Actually, Doc, IMO those are pretty great.

"Also an olive, for peace in the Middle East."

amen.

spring here, about 15 miles north of boston, is still kind of a rumor.

we still have snow piles a foot or so deep. the very first crocuses are just now up. we dug the snow out of few beds to find some pretty big plants - hinokis, a dwarf gingko - basically crushed.

gonna a be a couple of weeks before anything looks like "spring".

russell:

aw shucks, thank you. I'm one of those truly amateur artists who can never get what they make to match what they see in their heads.

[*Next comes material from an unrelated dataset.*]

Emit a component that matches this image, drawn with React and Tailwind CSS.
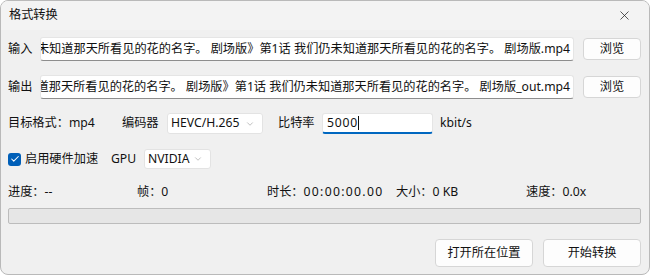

Opening day. The best reflection of all that is good in being human. A lazy afternoon just hanging around. No hurry, lots of angst, the ultimate blend of individual achievement and team camaraderie. Intense strategy. The thrill of the moment, the pitch, the swing...the crack of the bat...the dance of 9 all moving to where they need to be, smoothly choreographed and executed. Beauty, power, complex simplicity.

I'm also in California, so my winter was basically wj's. It was up to 90 in March, which we agreed was way too much too soon. Fortunately, the high pressure broke and we got normal spring like weather for the last week. (Mid-70s and breezy.)

our daffodils have come and and are almost gone. and i didn't see any crocuses this year - they might have bumped into a late cold snap.

right now, the redbuds are rocking and the dogwoods are just starting.

I just heard of an old English belief that the daffodil is born on Ash Wednesday and dies at Easter, reflected in passing in an A.E. Housman poem, The Lent Lily. Never heard it before, but it worked for us (approximately) this year.